Из этих двух элементов реального на первое место надлежит поместить тот, без которого проблему интеллигибельности реального нельзя даже поставить. Мы говорим о существовании. Без него ни о чем не может быть речи, даже о возможном. Но чистое существование, судя по нашему опыту, остается неуловимым и позволяет мыслить себя только посредством той или другой из своих модальностей. Несомненно, именно этим объясняется тот факт, что философы, громче всех заявляющие сегодня о своей приверженности существованию, на деле говорят совсем о другом и анализируют под именем существования модальности, свойственные человеческому Dasein, т. е. лишь одному из модусов существования как такового.

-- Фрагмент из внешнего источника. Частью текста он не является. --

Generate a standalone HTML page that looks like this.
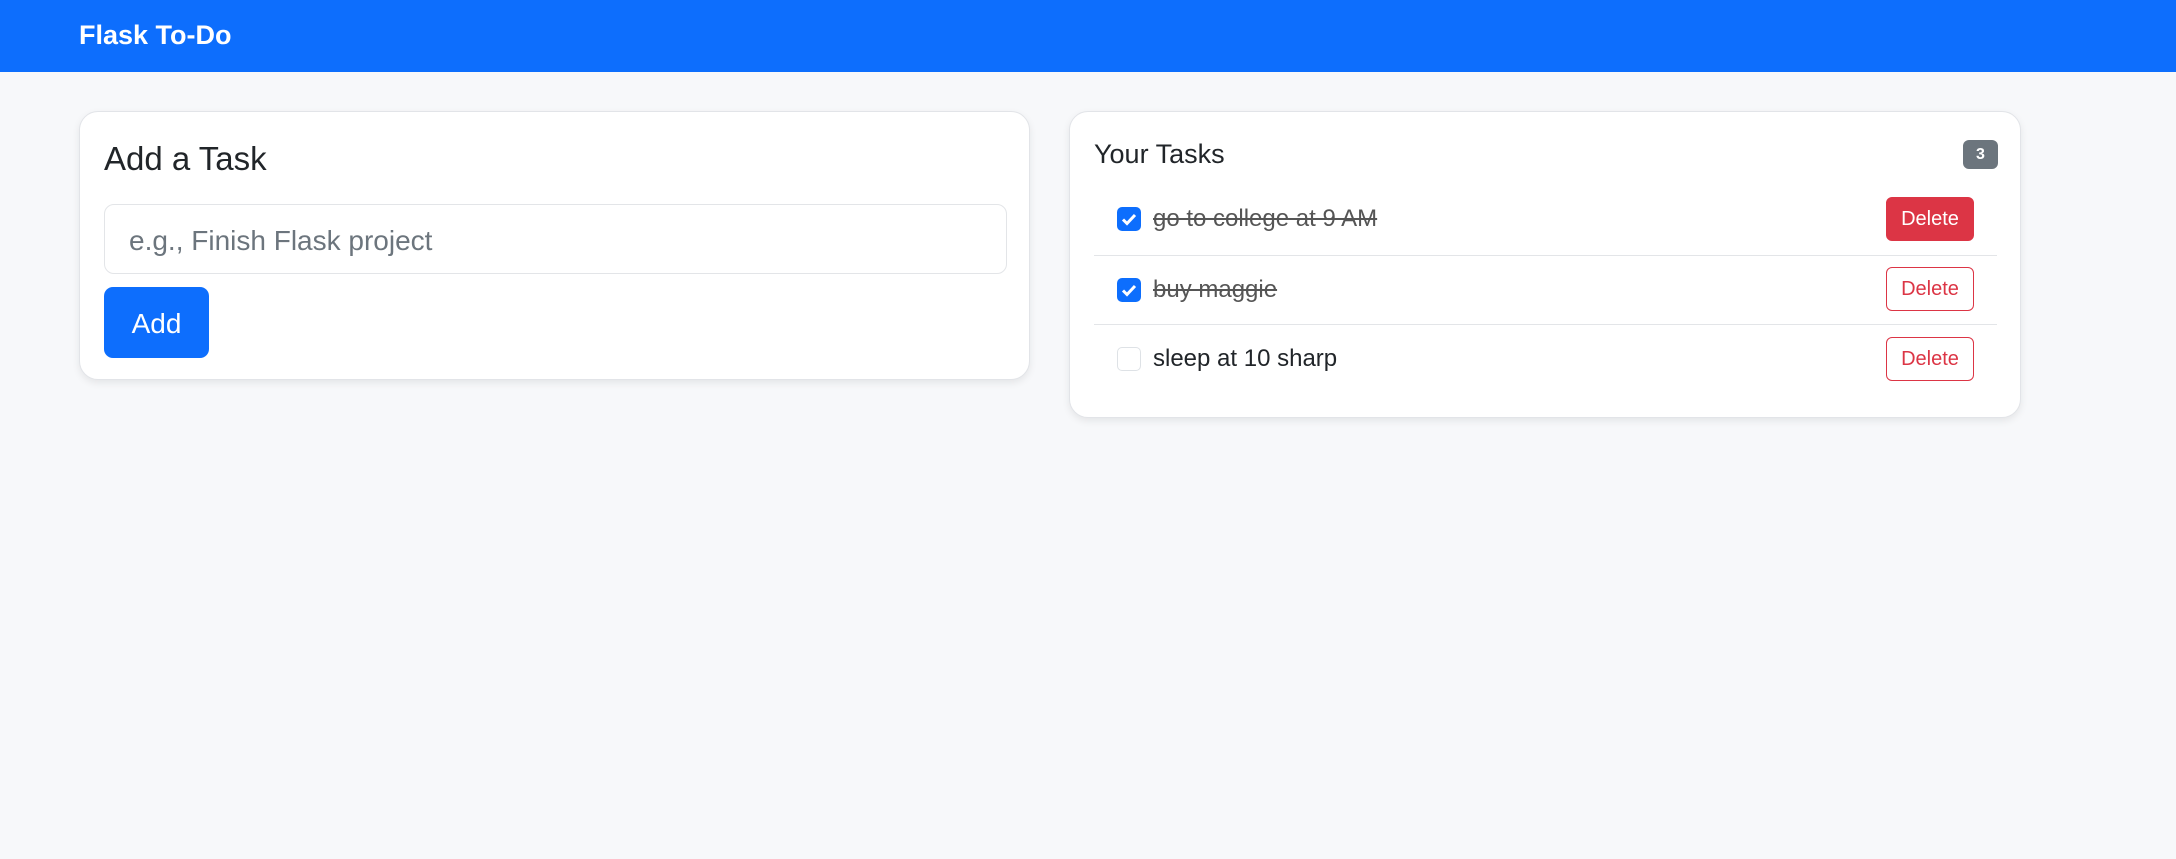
<!DOCTYPE html>
<html><head><meta charset="utf-8"><style>
*{box-sizing:border-box;margin:0;padding:0}
body{width:2176px;height:859px;background:#f7f8fa;font-family:"Liberation Sans",sans-serif;color:#212529;position:relative;overflow:hidden}
.nav{position:absolute;left:0;top:0;width:2176px;height:72px;background:#0d6efd}
.brand{position:absolute;left:79px;top:20px;color:#fff;font-size:27px;font-weight:bold}
.card{position:absolute;background:#fff;border:1px solid #e2e4e8;border-radius:19px;box-shadow:0 3px 8px rgba(0,0,0,.08)}
.abs{position:absolute}
.input{position:absolute;left:24px;top:92px;width:903px;height:70px;border:1px solid #e3e5e8;border-radius:10px;color:#6c757d;font-size:28px;padding:20px 0 0 24px}
.add{position:absolute;left:24px;top:175px;width:105px;height:71px;background:#0d6efd;border-radius:9px;color:#fff;font-size:28px;text-align:center;line-height:73px}
.cb{position:absolute;left:47px;width:24px;height:24px;border-radius:5px;background:#0d6efd}
.cb.off{background:#fff;border:1px solid #dee2e6}
.txt{position:absolute;left:83px;font-size:24px}
.done{color:#555;text-decoration:line-through}
.del{position:absolute;left:816px;width:88px;height:44px;border:1px solid #dc3545;border-radius:6px;color:#dc3545;font-size:20px;text-align:center;line-height:42px}
.del.on{background:#dc3545;color:#fff}
.hr{position:absolute;left:24px;width:903px;height:1px;background:#e3e5e8}
</style></head><body>
<div class="nav"><div class="brand">Flask To-Do</div></div>
<div class="card" style="left:79px;top:111px;width:951px;height:269px">
 <div class="abs" style="left:24px;top:28px;font-size:33px">Add a Task</div>
 <div class="input">e.g., Finish Flask project</div>
 <div class="add">Add</div>
</div>
<div class="card" style="left:1069px;top:111px;width:952px;height:307px">
 <div class="abs" style="left:24px;top:27px;font-size:27px">Your Tasks</div>
 <div class="abs" style="left:893px;top:28px;width:35px;height:29px;background:#6c757d;border-radius:6px;color:#fff;font-size:16px;font-weight:bold;text-align:center;line-height:29px">3</div>
 <div class="cb" style="top:95px"><svg width="24" height="24"><path d="M6 12.5l4 4 8-8.5" stroke="#fff" stroke-width="3" fill="none"/></svg></div>
 <div class="txt done" style="top:93px">go to college at 9 AM</div>
 <div class="del on" style="top:85px">Delete</div>
 <div class="hr" style="top:143px"></div>
 <div class="cb" style="top:166px"><svg width="24" height="24"><path d="M6 12.5l4 4 8-8.5" stroke="#fff" stroke-width="3" fill="none"/></svg></div>
 <div class="txt done" style="top:164px">buy maggie</div>
 <div class="del" style="top:155px">Delete</div>
 <div class="hr" style="top:212px"></div>
 <div class="cb off" style="top:235px"></div>
 <div class="txt" style="top:233px">sleep at 10 sharp</div>
 <div class="del" style="top:225px">Delete</div>
</div>
</body></html>
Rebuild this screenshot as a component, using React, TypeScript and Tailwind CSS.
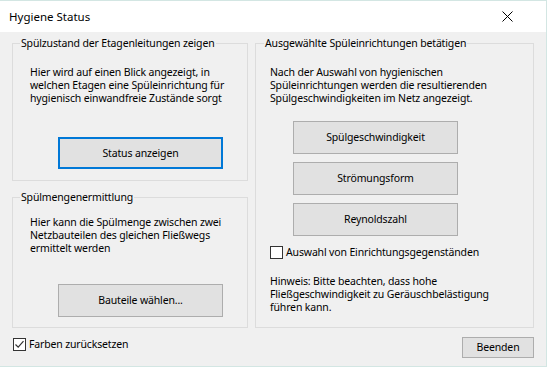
import React from "react";

const Btn = ({ label, focused, className }: { label: string; focused?: boolean; className?: string }) => (
  <button
    className={
      "flex items-center justify-center bg-[#e1e1e1] text-black " +
      (focused ? "border-2 border-[#0078d7] " : "border border-[#adadad] ") +
      (className ?? "")
    }
  >
    {label}
  </button>
);

const CheckBox = ({ checked, label }: { checked?: boolean; label: string }) => (
  <label className="flex items-center gap-[3px]">
    <span className="w-[13px] h-[13px] border border-[#333333] bg-white flex items-center justify-center">
      {checked && (
        <svg width="11" height="11" viewBox="0 0 11 11">
          <path d="M1.5 5.5 L4.2 8.2 L9.5 2.2" fill="none" stroke="#333333" strokeWidth="1.2" />
        </svg>
      )}
    </span>
    <span>{label}</span>
  </label>
);

export default function App() {
  return (
    <div
      className="w-[547px] h-[367px] flex flex-col border-t border-r border-b border-[#d3e6e3] text-[10.5px] leading-[13px] tracking-[-0.15px] text-black"
      style={{ fontFamily: '"Segoe UI", "Noto Sans", sans-serif' }}
    >
      {/* title bar */}
      <div className="h-[31px] bg-white flex items-center justify-between pl-[9px] pr-[33px] shrink-0">
        <span className="text-[11.5px] tracking-normal">Hygiene Status</span>
        <svg width="11" height="11" viewBox="0 0 11 11">
          <path d="M0.5 0.5 L10.5 10.5 M10.5 0.5 L0.5 10.5" stroke="#000" strokeWidth="1" />
        </svg>
      </div>

      <div className="flex-1 bg-[#f0f0f0] px-[12px] pt-[5px]">
        <div className="flex gap-[7px]">
          {/* left column */}
          <div className="w-[236px] flex flex-col gap-[10px]">
            <fieldset className="border border-[#dcdcdc] h-[144px] pl-[17px]">
              <legend className="ml-[-10px] px-[1px]">Spülzustand der Etagenleitungen zeigen</legend>
              <p className="mt-[16px]">
                Hier wird auf einen Blick angezeigt, in
                <br />
                welchen Etagen eine Spüleinrichtung für
                <br />
                hygienisch einwandfreie Zustände sorgt
              </p>
              <Btn label="Status anzeigen" focused className="mt-[32px] ml-[28px] w-[165px] h-[32px]" />
            </fieldset>

            <fieldset className="border border-[#dcdcdc] h-[137px] pl-[17px]">
              <legend className="ml-[-10px] px-[1px]">Spülmengenermittlung</legend>
              <p className="mt-[12px]">
                Hier kann die Spülmenge zwischen zwei
                <br />
                Netzbauteilen des gleichen Fließwegs
                <br />
                ermittelt werden
              </p>
              <Btn label="Bauteile wählen..." className="mt-[29px] ml-[28px] w-[165px] h-[33px]" />
            </fieldset>
          </div>

          {/* right column */}
          <fieldset className="w-[279px] h-[291px] border border-[#dcdcdc] pl-[14px]">
            <legend className="ml-[-6px] px-[1px]">Ausgewählte Spüleinrichtungen betätigen</legend>
            <p className="mt-[16px]">
              Nach der Auswahl von hygienischen
              <br />
              Spüleinrichtungen werden die resultierenden
              <br />
              Spülgeschwindigkeiten im Netz angezeigt.
            </p>
            <div className="mt-[16px] ml-[23px] flex flex-col gap-[8px]">
              <Btn label="Spülgeschwindigkeit" className="w-[165px] h-[33px]" />
              <Btn label="Strömungsform" className="w-[165px] h-[33px]" />
              <Btn label="Reynoldszahl" className="w-[165px] h-[33px]" />
            </div>
            <div className="mt-[10px]">
              <CheckBox label="Auswahl von Einrichtungsgegenständen" />
            </div>
            <p className="mt-[16px]">
              Hinweis: Bitte beachten, dass hohe
              <br />
              Fließgeschwindigkeit zu Geräuschbelästigung
              <br />
              führen kann.
            </p>
          </fieldset>
        </div>

        <div className="flex justify-between items-start mt-[9px]">
          <div className="pl-[1px] pt-[1px]">
            <CheckBox checked label="Farben zurücksetzen" />
          </div>
          <Btn label="Beenden" className="w-[72px] h-[21px]" />
        </div>
      </div>
    </div>
  );
}
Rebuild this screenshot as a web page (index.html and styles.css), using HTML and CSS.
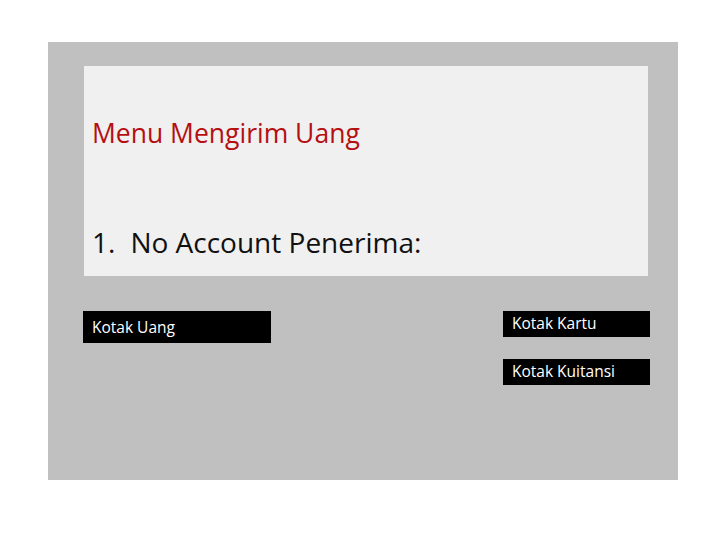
FILE: index.html
```html
<!DOCTYPE html>
<html>
<head>
    <title>Menu Mengirim Uang</title>
    <link rel="stylesheet" href="styles.css">
</head>
<body>
    <div class="screen">
        <div class="display">
            <h1 class="title">Menu Mengirim Uang</h1>
            <p class="prompt"><span class="num">1.</span>No Account Penerima:</p>
        </div>

        <div class="slots">
            <div class="slot slot-cash">Kotak Uang</div>
            <div class="slot-col">
                <div class="slot slot-small">Kotak Kartu</div>
                <div class="slot slot-small">Kotak Kuitansi</div>
            </div>
        </div>
    </div>
</body>
</html>
```

FILE: styles.css
```css
body {
    margin: 0;
    background-color: white;
    font-family: "Open Sans", "Liberation Sans", sans-serif;
}
.screen {
    width: 630px;
    height: 438px;
    margin: 42px 0 0 48px;
    padding-top: 24px;
    box-sizing: border-box;
    background-color: #c0c0c0;
}
.display {
    width: 564px;
    height: 210px;
    margin-left: 36px;
    padding: 0 8px;
    box-sizing: border-box;
    background-color: #f0f0f0;
    display: flex;
    flex-direction: column;
}
.title {
    margin: 49px 0 0 0;
    font-size: 26.5px;
    font-weight: normal;
    line-height: 36px;
    color: #b50f10;
}
.prompt {
    margin: 73px 0 0 0;
    font-size: 28px;
    line-height: 36px;
    color: #111;
}
.num {
    margin-right: 15px;
}
.slots {
    display: flex;
    margin: 35px 0 0 35px;
}
.slot {
    background-color: black;
    color: white;
    font-size: 15.5px;
    padding-left: 9px;
    box-sizing: border-box;
}
.slot-cash {
    width: 188px;
    height: 32px;
    line-height: 32px;
}
.slot-col {
    display: flex;
    flex-direction: column;
    gap: 22px;
    margin-left: 232px;
}
.slot-small {
    width: 147px;
    height: 26px;
    line-height: 25px;
}
```
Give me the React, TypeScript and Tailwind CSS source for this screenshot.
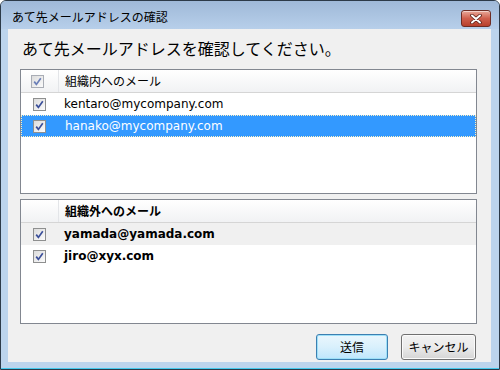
const font = { fontFamily: '"DejaVu Sans", "Noto Sans CJK JP", sans-serif' };
const jp = { fontFamily: '"Noto Sans CJK JP", sans-serif' };

function Check({ dim = false }: { dim?: boolean }) {
  return (
    <div
      className={`w-[13px] h-[13px] border flex items-center justify-center bg-gradient-to-br from-[#dcdcdc] to-[#fbfbfb] ${
        dim ? "border-[#a9adb5]" : "border-[#8e8f8f]"
      }`}
    >
      <svg width="9" height="9" viewBox="0 0 9 9">
        <path
          d="M1.2 4.6 L3.4 7.4 L7.8 1.2"
          fill="none"
          stroke={dim ? "#6b7fb8" : "#3b4f9a"}
          strokeWidth="1.7"
        />
      </svg>
    </div>
  );
}

type Row = { email: string; selected?: boolean; soft?: boolean };

function ListBox({ title, rows, bold }: { title: string; rows: Row[]; bold?: boolean }) {
  return (
    <div className="mx-[12px] mr-[14px] h-[125px] border border-[#828790] bg-white flex flex-col">
      <div className="h-[23px] flex border-b border-[#d5d5d5] bg-gradient-to-b from-white to-[#f1f2f4]">
        <div className="w-[38px] flex items-center pl-[10px] border-r border-[#e3e5e8]">
          {!bold && <Check dim />}
        </div>
        <div className={`pl-[6px] flex items-center text-[12px] text-black ${bold ? "font-bold" : ""}`} style={jp}>
          {title}
        </div>
      </div>
      {rows.map((r) => (
        <div
          key={r.email}
          className={`h-[22px] flex items-center ${
            r.selected
              ? "bg-[#3399ff] text-white border border-dotted border-[#fff2c0]"
              : r.soft
              ? "bg-[#f0f0f0] text-black"
              : "text-black"
          }`}
        >
          <div className={`w-[43px] flex items-center ${r.selected ? "pl-[11px]" : "pl-[12px]"}`}>
            <Check />
          </div>
          <span className={`text-[12px] ${bold ? "font-bold" : ""}`} style={font}>
            {r.email}
          </span>
        </div>
      ))}
    </div>
  );
}

export default function App() {
  return (
    <div className="w-[500px] h-[370px] border border-[#2c3a48] rounded-t-[6px] overflow-hidden flex flex-col bg-[#bcd4ec]">
      {/* title bar */}
      <div className="h-[28px] flex items-start bg-gradient-to-b from-[#9fb9d8] to-[#b7cfea]">
        <div className="pl-[11px] pt-[8px] text-[12px] text-black leading-[16px]" style={jp}>
          あて先メールアドレスの確認
        </div>
        <div className="ml-auto mr-[8px] mt-[9px] w-[30px] h-[17px] rounded-[3px] border border-[#6e2d24] bg-gradient-to-b from-[#e8a899] via-[#cf5f4c] to-[#b8402c] flex items-center justify-center shadow-[inset_0_1px_0_rgba(255,255,255,0.5)]">
          <svg width="12" height="10" viewBox="0 0 12 10">
            <path d="M2 1.5 L10 8.5 M10 1.5 L2 8.5" stroke="#5a2018" strokeWidth="3.6" strokeLinecap="round" />
            <path d="M2 1.5 L10 8.5 M10 1.5 L2 8.5" stroke="#ffffff" strokeWidth="2" strokeLinecap="round" />
          </svg>
        </div>
      </div>

      <div className="flex-1 flex">
        <div className="w-[7px]" />
        {/* client */}
        <div className="flex-1 bg-[#f0f0f0] flex flex-col">
          <div className="h-[40px] pl-[14px] pt-[7px] text-[16px] leading-[24px] text-black" style={jp}>
            あて先メールアドレスを確認してください。
          </div>
          <ListBox
            title="組織内へのメール"
            rows={[
              { email: "kentaro@mycompany.com" },
              { email: "hanako@mycompany.com", selected: true },
            ]}
          />
          <div className="h-[5px]" />
          <ListBox
            title="組織外へのメール"
            bold
            rows={[{ email: "yamada@yamada.com", soft: true }, { email: "jiro@xyx.com" }]}
          />
          <div className="flex justify-end gap-[13px] pr-[15px] mt-[10px]">
            <button
              className="w-[72px] h-[26px] rounded-[3px] border border-[#3c7fb1] bg-gradient-to-b from-[#eaf6fd] via-[#d9f0fc] to-[#bee6fd] text-[12px] text-black shadow-[inset_0_0_0_1px_#9ee0f8]"
              style={jp}
            >
              送信
            </button>
            <button
              className="w-[75px] h-[26px] rounded-[3px] border border-[#707070] bg-gradient-to-b from-[#f2f2f2] via-[#ebebeb] to-[#d5d5d5] text-[12px] text-black shadow-[inset_0_0_0_1px_#fbfbfb]"
              style={jp}
            >
              キャンセル
            </button>
          </div>
        </div>
        <div className="w-[8px]" />
      </div>
      <div className="h-[6px]" />
      <div className="h-[1px] bg-[#44c9ec]" />
    </div>
  );
}
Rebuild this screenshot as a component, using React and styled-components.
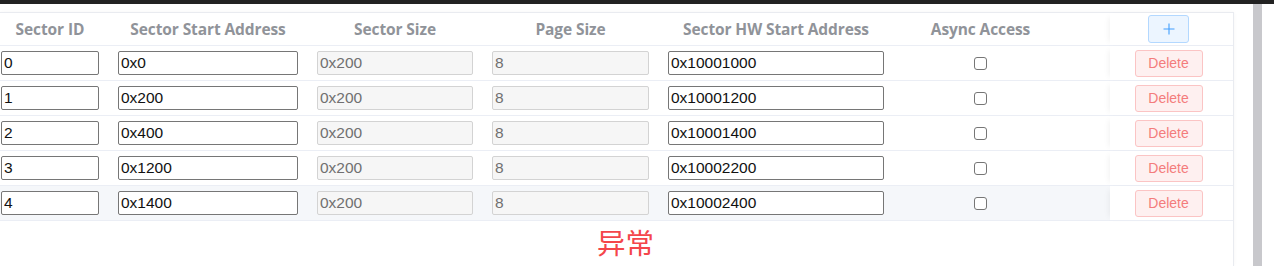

Поэтому нужно вернуться к фундаментальной интуиции Платона, полностью проясненной Плотином и Скотом Эриугеной, согласно которой сущее включает в себя непосрественное и первичное проявление сверхсущностного, его являющее, но не исчерпывающее. Выбор этого «сверх» и составляет то самое изначальное рациональное полагание, в котором решается, чем будут наши метафизические учения о сущем и о причинах, наша натурфилософия и этика, — одним словом, наша философия. Интеллигибельное бытие можно мыслить вслед за Платоном как «агатофанию» [явление Блага], или, вслед за Плотином, как «генофанию» [явление Единого], или, наконец, вместе с Эриугеной, как «теофанию» [явление Бога]; но какой бы выбор мы ни сделали, он раз и навсегда увлекает метафизику на путь, с которого ей отныне уже не сойти.
Для этих разных решений общим является то чувство (на наш взгляд, вполне оправданное), что нельзя внимательно вглядеться в умопостигаемую сущность, не соотнеся ее с чем-то сверхсущностным, что ускользает от схватывания в понятии. Поистине примечательно, что Платон, Плотин и Эриугена параллельно рассматривали последние термины своей диалектики как символы высшего непознаваемого — вернее, символы последнего трансцендентного интеллигибельному. Бог Эриугены непознаваем не только для нас, но и для него самого: непознаваем не по недостатку, а по избытку. То же самое верно в отношении плотиновского Единого и платоновского сверхсущего Блага. Но есть одно странное обстоятельство. Когда все уже сказано, остается тот факт, что во всех этих доктринах сверсущее, которое так тщательно оберегают от концептуализации, в конце концов украдкой проскальзывает в воображение. Чем старательнее мы поднимаемся над интеллигибельным и над сущим, чтобы самым надежным образом обеспечить трансцендентность сверхсущего, тем неизбежнее представляем его себе как некую вещь, чья сущность, можно сказать, заключается именно в том, чтобы не иметь никакой сущности. Во всяком случае, невозможно изолировать это начало от бытия и превратить его в «нечто», не превратив его тем самым в «нечто иное». А коль скоро речь с необходимостью идет об «ином, нежели бытие», о нем неизбежно приходится говорить как о небытии.